- Location: Dickinson County, Iowa, United States
- Coordinates: 43°24′44″N 95°4′14″W﻿ / ﻿43.41222°N 95.07056°W
- Area: 80 acres (32 ha)
- Elevation: 1,408 ft (429 m)
- Established: 1998
- Administrator: Iowa Department of Natural Resources
- Website: Official website

= Elinor Bedell State Park =

State park in Dickinson County, Iowa

Elinor Bedell State Park is a public recreation area in Dickinson County, Iowa, United States. The state park is located on the east shore of East Okoboji Lake and represents one of the last remaining open spaces on the Iowa Great Lakes. The 80 acre park was a gift of former U.S. Congressman Berkley Bedell and his wife Elinor.

==Geography==
The park preserves prairie, wetland, and oak savannah. Trees include red, white and black oak, aspens, Eastern white and Scots pine, and red and sugar maples. Nearby towns include Spirit Lake about 2 mi northwest of the park, and Okoboji and Arnolds Park about 5 mi around the lake to the southwest.

==Facilities==
A small campground has eight sites with full RV hookups, a youth group site, a playground, modern restroom and a holding tank dump station.
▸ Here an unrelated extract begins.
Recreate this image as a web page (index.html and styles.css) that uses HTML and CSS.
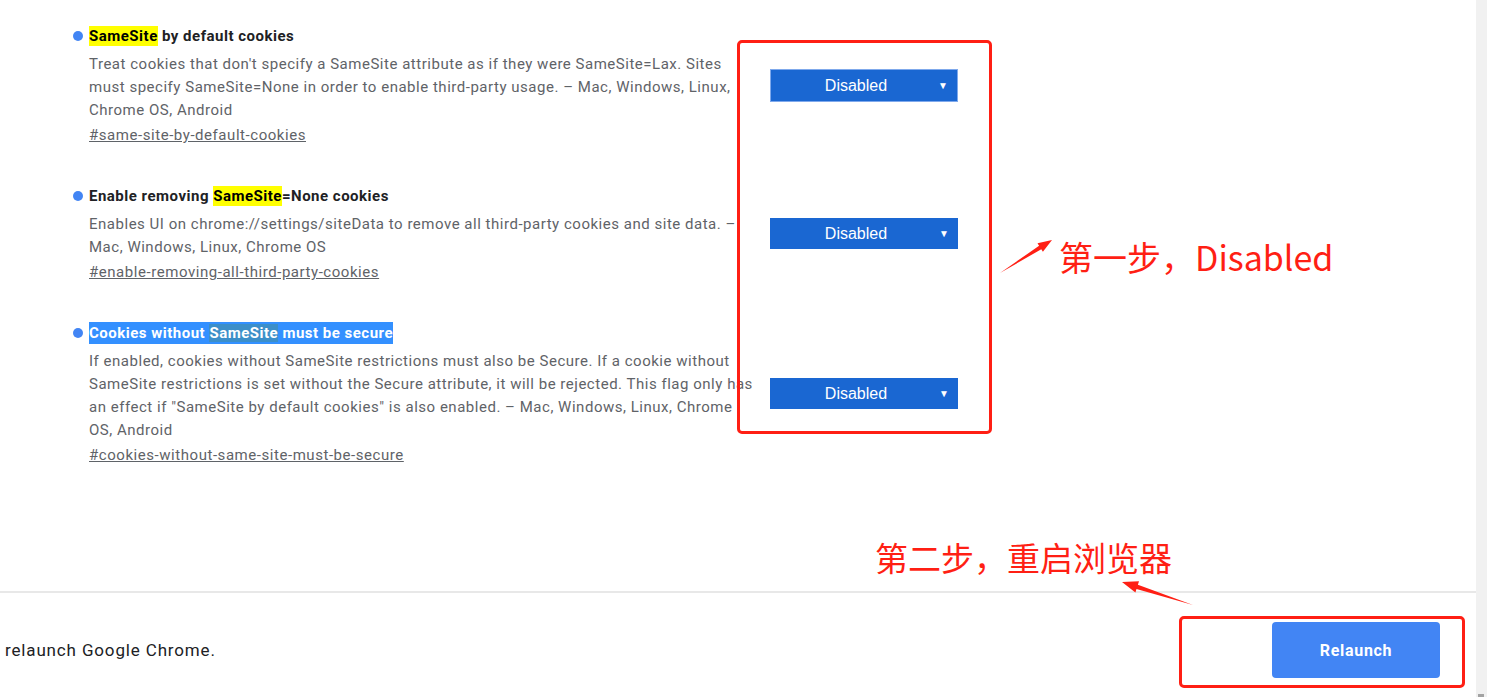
FILE: index.html
```html
<!DOCTYPE html>
<html lang="en">
<head>
    <meta charset="UTF-8">
    <meta name="viewport" content="width=device-width, initial-scale=1.0">
    <title>Experiments</title>
    <link rel="stylesheet" href="styles.css">
</head>
<body>
    <div id="window">
        <div id="main">
            <div id="flags">
                <div class="flag">
                    <div class="flag-text">
                        <div class="flag-title"><span class="bullet"></span><mark class="hit">SameSite</mark> by default cookies</div>
                        <p class="flag-desc">Treat cookies that don't specify a SameSite attribute as if they were SameSite=Lax. Sites must specify SameSite=None in order to enable third-party usage. – Mac, Windows, Linux, Chrome OS, Android</p>
                        <a class="flag-link" href="#same-site-by-default-cookies">#same-site-by-default-cookies</a>
                    </div>
                    <div class="select focused">Disabled<span class="caret">▼</span></div>
                </div>
                <div class="flag">
                    <div class="flag-text">
                        <div class="flag-title"><span class="bullet"></span>Enable removing <mark class="hit">SameSite</mark>=None cookies</div>
                        <p class="flag-desc">Enables UI on chrome://settings/siteData to remove all third-party cookies and site data. – Mac, Windows, Linux, Chrome OS</p>
                        <a class="flag-link" href="#enable-removing-all-third-party-cookies">#enable-removing-all-third-party-cookies</a>
                    </div>
                    <div class="select">Disabled<span class="caret">▼</span></div>
                </div>
                <div class="flag">
                    <div class="flag-text">
                        <div class="flag-title"><span class="bullet"></span><span class="selected">Cookies without <span class="selected-hit">SameSite</span> must be secure</span></div>
                        <p class="flag-desc">If enabled, cookies without SameSite restrictions must also be Secure. If a cookie without SameSite restrictions is set without the Secure attribute, it will be rejected. This flag only has an effect if "SameSite by default cookies" is also enabled. – Mac, Windows, Linux, Chrome OS, Android</p>
                        <a class="flag-link" href="#cookies-without-same-site-must-be-secure">#cookies-without-same-site-must-be-secure</a>
                    </div>
                    <div class="select">Disabled<span class="caret">▼</span></div>
                </div>
            </div>
            <div id="footer">
                <div class="footer-text">relaunch Google Chrome.</div>
                <button class="relaunch">Relaunch</button>
            </div>
        </div>
        <div id="scrollbar"><span class="scroll-arrow"></span></div>

        <!-- annotations drawn over the page -->
        <div class="mark-box box-selects"></div>
        <div class="mark-box box-relaunch"></div>
        <div class="note note-one">第一步，Disabled</div>
        <div class="note note-two">第二步，重启浏览器</div>
        <svg class="arrow arrow-one" width="60" height="40" viewBox="0 0 60 40">
            <path d="M1 34 L40.1 6.8 L38.5 4.3 L53 1 L43.9 12.7 L42.3 10.2 Z" fill="#ff1f14"/>
        </svg>
        <svg class="arrow arrow-two" width="80" height="30" viewBox="0 0 80 30">
            <path d="M73 26 L16.5 10 L15.4 13.6 L2 3 L19 2.2 L17.9 5.8 Z" fill="#ff1f14"/>
        </svg>
    </div>
</body>
</html>
```

FILE: styles.css
```css
body{
    margin:0; padding:0;
    background:#fff;
    font-family: Roboto, "Liberation Sans", Arial, sans-serif;
}
#window{
    position: relative;
    display: flex;
    flex-direction: row;
    width:1487px;
    height:697px;
    overflow: hidden;
}
#main{
    flex:1;
    display: flex;
    flex-direction: column;
}
#scrollbar{
    width:11px;
    background:#f1f1f1;
    position: relative;
}
.scroll-arrow{
    position: absolute;
    left:2px; bottom:0;
    width:6px; height:3px;
    background:#a3a3a3;
}

/* flag list */
#flags{
    flex:1;
    padding:26px 0 0 72px;
}
.flag{
    display: grid;
    grid-template-columns: 684px 188px;
    column-gap: 14px;
    align-items: center;
    margin-bottom: 39px;
}
.flag-title{
    position: relative;
    padding-left:17px;
    font-size:15px;
    font-weight:700;
    line-height:20px;
    letter-spacing:.5px;
    color:#202124;
}
.bullet{
    position: absolute;
    left:1px; top:5px;
    width:10px; height:10px;
    border-radius:50%;
    background:#4285f4;
}
.hit{
    background:#ffff00;
    color:#000;
    padding:1px 0;
}
.selected{
    background:#3390ff;
    color:#fff;
    padding:2px 0;
}
.selected-hit{
    background:#3c8fc9;
}
.flag-desc{
    margin:7px 0 0 17px;
    font-size:15px;
    line-height:23px;
    letter-spacing:.52px;
    color:#5f6368;
}
.flag-link{
    display: inline-block;
    margin:2px 0 0 17px;
    font-size:15px;
    line-height:23px;
    letter-spacing:.55px;
    color:#5f6368;
    text-decoration: underline;
}
.select{
    position: relative;
    height:31px;
    margin-bottom:3px;
    box-sizing: border-box;
    background:#1a67d2;
    color:#fff;
    font-family: "Liberation Sans", Arial, sans-serif;
    font-size:16px;
    line-height:31px;
    text-align: center;
    padding-right:16px;
}
.select.focused{
    height:33px;
    line-height:31px;
    border:1px solid #7fa9ec;
}
.caret{
    position: absolute;
    right:9px; top:0;
    font-size:10px;
}

/* bottom bar */
#footer{
    height:106px;
    border-top:2px solid #e8e8e8;
    display: flex;
    flex-direction: row;
    justify-content: space-between;
    align-items: center;
    padding:10px 36px 0 5px;
    box-sizing: border-box;
}
.footer-text{
    font-size:17px;
    letter-spacing:.85px;
    color:#202124;
}
.relaunch{
    width:168px; height:56px;
    border:none;
    border-radius:4px;
    background:#4285f4;
    color:#fff;
    font-family: Roboto, "Liberation Sans", Arial, sans-serif;
    font-size:16px;
    font-weight:700;
    letter-spacing:.7px;
}

/* red annotations */
.mark-box{
    position: absolute;
    border:3px solid #ff1f14;
    border-radius:5px;
    box-sizing: border-box;
}
.box-selects{
    left:737px; top:40px;
    width:255px; height:394px;
}
.box-relaunch{
    left:1179px; top:616px;
    width:286px; height:72px;
}
.note{
    position: absolute;
    color:#ff1f14;
    font-family: "Noto Sans CJK SC", "Noto Sans", sans-serif;
    white-space: nowrap;
}
.note-one{
    left:1059px; top:234px;
    font-size:34px;
    line-height:46px;
}
.note-two{
    left:875px; top:535px;
    font-size:33px;
    line-height:44px;
}
.arrow{
    position: absolute;
}
.arrow-one{
    left:999px; top:239px;
}
.arrow-two{
    left:1120px; top:579px;
}
```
A shelter overlooking the lake can be rented for private events. There is no beach or boat ramp within the park but several are accessible at other public facilities around the Iowa Great Lakes.

==Recreation==
Elinor Bedell State Park has several miles of trails. A wildlife viewing blind is situated just off the trail for use by bird and wildlife watchers. The area's lakes support game fish such as walleye, northern pike, smallmouth bass, white bass, perch, bluegills, crappies, catfish, and bullheads.